**What is expected**
For each line below that includes the word "screenshot", make a copy.

----------

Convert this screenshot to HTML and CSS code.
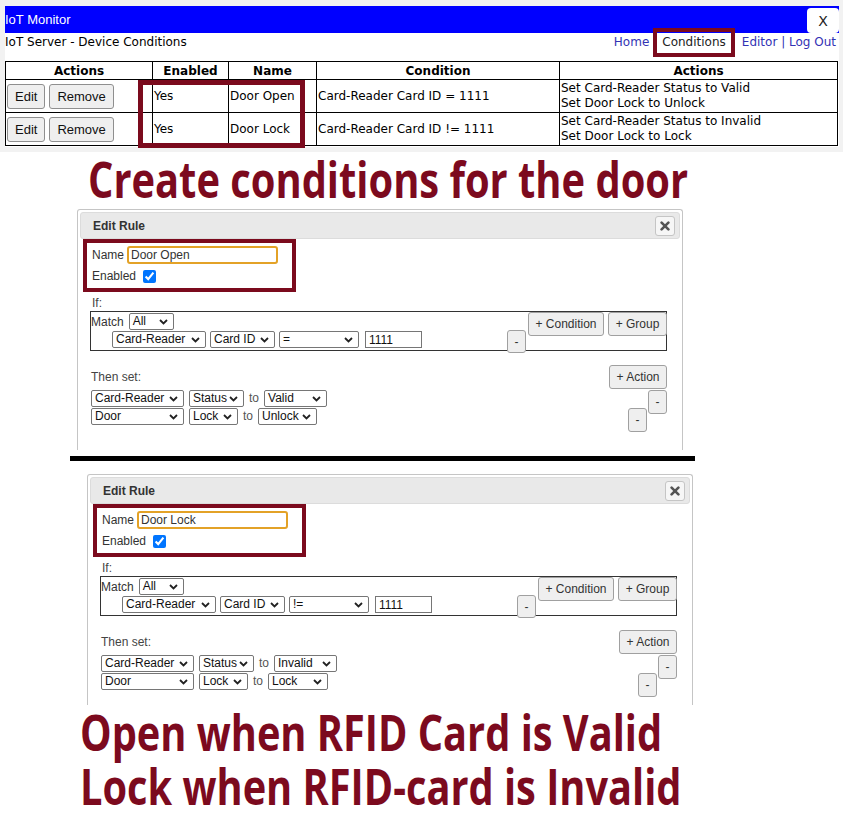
FILE: index.html
```html
<!DOCTYPE html>
<html>
<head>
<meta charset="utf-8">
<title>IoT Monitor - Conditions</title>
<link rel="stylesheet" href="styles.css">
</head>
<body>
<div class="shot">
  <div class="panel">
    <div class="bar"><span class="bar-title">IoT Monitor</span><span class="bar-x">X</span></div>
    <div class="sub">
      <span>IoT Server - Device Conditions</span>
      <nav class="nav"><a class="lnk home">Home</a><span class="cur">Conditions</span><a class="lnk">Editor | Log Out</a></nav>
    </div>
    <table class="rules">
      <colgroup><col class="c1"><col class="c2"><col class="c3"><col class="c4"><col class="c5"></colgroup>
      <tr><th>Actions</th><th>Enabled</th><th>Name</th><th>Condition</th><th>Actions</th></tr>
      <tr>
        <td><div class="btns"><button class="tbtn">Edit</button><button class="tbtn">Remove</button></div></td>
        <td>Yes</td><td>Door Open</td><td>Card-Reader Card ID = 1111</td>
        <td>Set Card-Reader Status to Valid<br>Set Door Lock to Unlock</td>
      </tr>
      <tr>
        <td><div class="btns"><button class="tbtn">Edit</button><button class="tbtn">Remove</button></div></td>
        <td>Yes</td><td>Door Lock</td><td>Card-Reader Card ID != 1111</td>
        <td>Set Card-Reader Status to Invalid<br>Set Door Lock to Lock</td>
      </tr>
    </table>
  </div>
  <div class="mark mark-nav"></div>
  <div class="mark mark-rows"></div>
</div>

<div class="caption"><span>Create conditions for the door</span></div>

<div class="dlg">
  <div class="dlg-title"><span>Edit Rule</span><span class="dlg-close"><svg width="10" height="10" viewBox="0 0 10 10"><path d="M1.6 1.6 L8.4 8.4 M8.4 1.6 L1.6 8.4" stroke="#555" stroke-width="2.6" stroke-linecap="round"/></svg></span></div>
  <div class="namebox">
    <div class="nrow"><span>Name</span><input class="name-in" type="text" value="Door Open"></div>
    <div class="nrow"><span>Enabled</span><input class="chk" type="checkbox" checked></div>
  </div>
  <div class="lbl if-lbl">If:</div>
  <div class="group">
    <div class="g-left">
      <div class="g-row1"><span>Match</span><span class="sel w-all">All<svg class="chev" width="9" height="6" viewBox="0 0 9 6"><path d="M1 1 L4.5 4.5 L8 1" fill="none" stroke="#222" stroke-width="1.8"/></svg></span></div>
      <div class="g-row2">
        <span class="sel w-dev">Card-Reader<svg class="chev" width="9" height="6" viewBox="0 0 9 6"><path d="M1 1 L4.5 4.5 L8 1" fill="none" stroke="#222" stroke-width="1.8"/></svg></span>
        <span class="sel w-cid">Card ID<svg class="chev" width="9" height="6" viewBox="0 0 9 6"><path d="M1 1 L4.5 4.5 L8 1" fill="none" stroke="#222" stroke-width="1.8"/></svg></span>
        <span class="sel w-op">=<svg class="chev" width="9" height="6" viewBox="0 0 9 6"><path d="M1 1 L4.5 4.5 L8 1" fill="none" stroke="#222" stroke-width="1.8"/></svg></span>
        <input class="val" type="text" value="1111">
      </div>
    </div>
    <button class="b g-minus">-</button>
    <button class="b g-add">+ Condition</button>
    <button class="b g-grp">+ Group</button>
  </div>
  <div class="acts">
    <div class="acts-head"><span class="lbl">Then set:</span><button class="b a-add">+ Action</button></div>
    <div class="a-row">
      <span class="sel w-dev2">Card-Reader<svg class="chev" width="9" height="6" viewBox="0 0 9 6"><path d="M1 1 L4.5 4.5 L8 1" fill="none" stroke="#222" stroke-width="1.8"/></svg></span>
      <span class="sel w-status">Status<svg class="chev" width="9" height="6" viewBox="0 0 9 6"><path d="M1 1 L4.5 4.5 L8 1" fill="none" stroke="#222" stroke-width="1.8"/></svg></span>
      <span class="to">to</span>
      <span class="sel w-valid">Valid<svg class="chev" width="9" height="6" viewBox="0 0 9 6"><path d="M1 1 L4.5 4.5 L8 1" fill="none" stroke="#222" stroke-width="1.8"/></svg></span>
      <button class="b a-minus a-minus1">-</button>
    </div>
    <div class="a-row">
      <span class="sel w-dev2">Door<svg class="chev" width="9" height="6" viewBox="0 0 9 6"><path d="M1 1 L4.5 4.5 L8 1" fill="none" stroke="#222" stroke-width="1.8"/></svg></span>
      <span class="sel w-lock">Lock<svg class="chev" width="9" height="6" viewBox="0 0 9 6"><path d="M1 1 L4.5 4.5 L8 1" fill="none" stroke="#222" stroke-width="1.8"/></svg></span>
      <span class="to">to</span>
      <span class="sel w-unlock">Unlock<svg class="chev" width="9" height="6" viewBox="0 0 9 6"><path d="M1 1 L4.5 4.5 L8 1" fill="none" stroke="#222" stroke-width="1.8"/></svg></span>
      <button class="b a-minus a-minus2">-</button>
    </div>
  </div>
</div>

<div class="divider"></div>

<div class="dlg dlg2">
  <div class="dlg-title"><span>Edit Rule</span><span class="dlg-close"><svg width="10" height="10" viewBox="0 0 10 10"><path d="M1.6 1.6 L8.4 8.4 M8.4 1.6 L1.6 8.4" stroke="#555" stroke-width="2.6" stroke-linecap="round"/></svg></span></div>
  <div class="namebox">
    <div class="nrow"><span>Name</span><input class="name-in" type="text" value="Door Lock"></div>
    <div class="nrow"><span>Enabled</span><input class="chk" type="checkbox" checked></div>
  </div>
  <div class="lbl if-lbl">If:</div>
  <div class="group">
    <div class="g-left">
      <div class="g-row1"><span>Match</span><span class="sel w-all">All<svg class="chev" width="9" height="6" viewBox="0 0 9 6"><path d="M1 1 L4.5 4.5 L8 1" fill="none" stroke="#222" stroke-width="1.8"/></svg></span></div>
      <div class="g-row2">
        <span class="sel w-dev">Card-Reader<svg class="chev" width="9" height="6" viewBox="0 0 9 6"><path d="M1 1 L4.5 4.5 L8 1" fill="none" stroke="#222" stroke-width="1.8"/></svg></span>
        <span class="sel w-cid">Card ID<svg class="chev" width="9" height="6" viewBox="0 0 9 6"><path d="M1 1 L4.5 4.5 L8 1" fill="none" stroke="#222" stroke-width="1.8"/></svg></span>
        <span class="sel w-op">!=<svg class="chev" width="9" height="6" viewBox="0 0 9 6"><path d="M1 1 L4.5 4.5 L8 1" fill="none" stroke="#222" stroke-width="1.8"/></svg></span>
        <input class="val" type="text" value="1111">
      </div>
    </div>
    <button class="b g-minus">-</button>
    <button class="b g-add">+ Condition</button>
    <button class="b g-grp">+ Group</button>
  </div>
  <div class="acts">
    <div class="acts-head"><span class="lbl">Then set:</span><button class="b a-add">+ Action</button></div>
    <div class="a-row">
      <span class="sel w-dev2">Card-Reader<svg class="chev" width="9" height="6" viewBox="0 0 9 6"><path d="M1 1 L4.5 4.5 L8 1" fill="none" stroke="#222" stroke-width="1.8"/></svg></span>
      <span class="sel w-status">Status<svg class="chev" width="9" height="6" viewBox="0 0 9 6"><path d="M1 1 L4.5 4.5 L8 1" fill="none" stroke="#222" stroke-width="1.8"/></svg></span>
      <span class="to">to</span>
      <span class="sel w-valid">Invalid<svg class="chev" width="9" height="6" viewBox="0 0 9 6"><path d="M1 1 L4.5 4.5 L8 1" fill="none" stroke="#222" stroke-width="1.8"/></svg></span>
      <button class="b a-minus a-minus1">-</button>
    </div>
    <div class="a-row">
      <span class="sel w-dev2">Door<svg class="chev" width="9" height="6" viewBox="0 0 9 6"><path d="M1 1 L4.5 4.5 L8 1" fill="none" stroke="#222" stroke-width="1.8"/></svg></span>
      <span class="sel w-lock">Lock<svg class="chev" width="9" height="6" viewBox="0 0 9 6"><path d="M1 1 L4.5 4.5 L8 1" fill="none" stroke="#222" stroke-width="1.8"/></svg></span>
      <span class="to">to</span>
      <span class="sel w-lockv">Lock<svg class="chev" width="9" height="6" viewBox="0 0 9 6"><path d="M1 1 L4.5 4.5 L8 1" fill="none" stroke="#222" stroke-width="1.8"/></svg></span>
      <button class="b a-minus a-minus2">-</button>
    </div>
  </div>
</div>

<div class="note">
  <div class="note-line"><span>Open when RFID Card is Valid</span></div>
  <div class="note-line"><span>Lock when RFID-card is Invalid</span></div>
</div>
</body>
</html>
```

FILE: styles.css
```css
* { box-sizing: border-box; }
html { overflow: hidden; }
body {
  margin: 0;
  width: 843px;
  background: #fff;
  font-family: "Liberation Sans", Arial, sans-serif;
}

/* ---------- top screenshot ---------- */
.shot {
  position: relative;
  background: #f2f2f2;
  padding: 6px 4px 5px 5px;
  height: 152px;
}
.panel {
  background: #fff;
  width: 834px;
  height: 141px;
}
.bar {
  height: 27px;
  background: #0000ff;
  color: #fff;
  font-size: 13px;
  display: flex;
  justify-content: space-between;
  align-items: flex-start;
}
.bar-title { line-height: 27px; }
.bar-x {
  margin-top: 2px;
  width: 32px;
  height: 25px;
  background: #fff;
  border-radius: 4px;
  color: #222;
  font-family: "DejaVu Sans", Verdana, sans-serif;
  font-size: 14px;
  display: flex;
  align-items: center;
  justify-content: center;
}
.sub {
  height: 28px;
  display: flex;
  justify-content: space-between;
  align-items: flex-start;
  padding: 2px 3px 0 0;
  font-family: "DejaVu Sans", Verdana, sans-serif;
  font-size: 12px;
  line-height: 14px;
  color: #000;
}
.nav { display: flex; }
.lnk { color: #3232b4; }
.home { margin-right: 13px; }
.cur { color: #222; margin-right: 16px; }

.rules {
  border-collapse: collapse;
  table-layout: fixed;
  width: 832px;
  font-family: "DejaVu Sans", Verdana, sans-serif;
  font-size: 12px;
  color: #000;
}
.c1 { width: 147px; }
.c2 { width: 76px; }
.c3 { width: 88px; }
.c4 { width: 243px; }
.c5 { width: 278px; }
.rules th, .rules td {
  border: 1px solid #000;
  padding: 0 1px;
}
.rules th {
  height: 18px;
  line-height: 14px;
  font-weight: bold;
  text-align: center;
}
.rules td {
  height: 33px;
  line-height: 15px;
  vertical-align: middle;
  white-space: nowrap;
}
.btns { display: flex; gap: 4px; }
.tbtn {
  margin: 0;
  height: 25px;
  padding: 0 7px;
  font-family: "Liberation Sans", Arial, sans-serif;
  font-size: 13px;
  color: #111;
  background: #efefef;
  border: 1px solid #8f8f8f;
  border-radius: 3px;
}

.mark {
  position: absolute;
  border: 4px solid #7b0a1d;
}
.mark-nav { left: 653px; top: 28px; width: 82px; height: 29px; }
.mark-rows { left: 138px; top: 80px; width: 167px; height: 68px; border-width: 5px; }

/* ---------- big captions ---------- */
.caption, .note-line {
  font-family: "Open Sans", "Liberation Sans", sans-serif;
  font-weight: 700;
  font-size: 50px;
  color: #7c0a1e;
  white-space: nowrap;
}
.caption {
  margin: 2px 0 5px 88px;
  line-height: 50px;
  height: 50px;
  width: 620px;
}
.caption span, .note-line span {
  display: inline-block;
  transform-origin: 0 0;
}
.caption span { transform: scaleX(0.797); }
.note { margin-left: 80px; width: 620px; }
.note-line { line-height: 54px; height: 54px; }
.note-line span { transform: scaleX(0.795); }

/* ---------- dialogs ---------- */
.dlg {
  margin-left: 77px;
  width: 606px;
  height: 241px;
  border: 1px solid #c5c5c5;
  border-bottom: 0;
  border-radius: 3px 3px 0 0;
  padding: 2px 2px 0;
  font-size: 12px;
  color: #333;
}
.dlg2 {
  margin: 13px 0 0 87px;
  height: 231px;
}
.dlg-title {
  height: 27px;
  background: #e9e9e9;
  border: 1px solid #dcdcdc;
  border-radius: 3px;
  display: flex;
  align-items: center;
  justify-content: space-between;
  padding: 0 4px 0 12px;
  font-weight: bold;
  color: #333;
}
.dlg-close {
  width: 20px;
  height: 20px;
  background: #f6f6f6;
  border: 1px solid #c5c5c5;
  border-radius: 3px;
  display: flex;
  align-items: center;
  justify-content: center;
}
.namebox {
  margin-left: 3px;
  width: 213px;
  height: 53px;
  border: 4px solid #7b0a1d;
  padding: 3px 5px;
  display: flex;
  flex-direction: column;
  gap: 3px;
}
.nrow {
  height: 18px;
  display: flex;
  align-items: center;
  gap: 3px;
}
.name-in {
  width: 151px;
  height: 18px;
  margin: 0;
  padding: 0 2px;
  border: 2px solid #e3a227;
  border-radius: 3px;
  font-family: "Liberation Sans", Arial, sans-serif;
  font-size: 12px;
  color: #333;
  outline: none;
}
.chk {
  width: 13px;
  height: 13px;
  margin: 0 0 0 4px;
}
.lbl { color: #444; line-height: 14px; }
.if-lbl { margin: 4px 0 1px 12px; height: 14px; }

.group {
  margin-left: 10px;
  width: 577px;
  height: 40px;
  border: 1px solid #333;
  display: flex;
  align-items: flex-start;
}
.g-left { flex: 1; display: flex; flex-direction: column; }
.g-row1 {
  display: flex;
  align-items: center;
  gap: 5px;
  height: 18px;
  padding-top: 1px;
}
.g-row2 {
  display: flex;
  gap: 4px;
  margin-top: 1px;
  padding-left: 21px;
}
.sel {
  display: inline-flex;
  align-items: center;
  justify-content: space-between;
  height: 17px;
  padding: 0 5px 0 3px;
  font-size: 12px;
  line-height: 15px;
  color: #111;
  background: #fff;
  border: 1px solid #767676;
  border-radius: 2px;
  white-space: nowrap;
}
.chev { flex: none; margin-top: 1px; }
.w-all { width: 45px; }
.w-dev { width: 94px; }
.w-cid { width: 65px; }
.w-op { width: 80px; }
.w-dev2 { width: 93px; }
.w-status { width: 55px; }
.w-valid { width: 63px; }
.w-lock { width: 49px; }
.w-unlock { width: 59px; }
.w-lockv { width: 60px; }
.val {
  width: 57px;
  height: 17px;
  margin: 0 0 0 2px;
  padding: 0 3px;
  font-family: "Liberation Sans", Arial, sans-serif;
  font-size: 12px;
  color: #111;
  border: 1px solid #767676;
}
.b {
  margin: 0;
  padding: 0;
  height: 24px;
  font-family: "Liberation Sans", Arial, sans-serif;
  font-size: 12px;
  color: #333;
  background: #efefef;
  border: 1px solid #a0a0a0;
  border-radius: 3px;
}
.g-minus { width: 19px; height: 23px; margin-top: 18px; }
.g-add { width: 76px; margin-left: 2px; }
.g-grp { width: 59px; margin-left: 4px; margin-right: -1px; }

.acts { margin: 14px 0 0 11px; width: 576px; }
.acts-head {
  height: 24px;
  display: flex;
  align-items: center;
  justify-content: space-between;
}
.a-add { width: 58px; }
.a-row {
  height: 18px;
  margin-top: 1px;
  display: flex;
  align-items: flex-start;
  gap: 4px;
}
.a-row + .a-row { margin-top: 0; }
.a-row .w-dev2 { margin-right: 1px; }
.to { color: #555; line-height: 17px; padding: 0 1px; }
.a-minus {
  width: 19px;
  margin-left: auto;
  margin-bottom: -6px;
  position: relative;
}
.a-minus2 { margin-right: 20px; }

.divider {
  margin: 6px 0 0 70px;
  width: 625px;
  height: 5px;
  background: #000;
}
```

----------

**Task solution**
Convert this screenshot to HTML and CSS code.
/* ---------- top screenshot ---------- */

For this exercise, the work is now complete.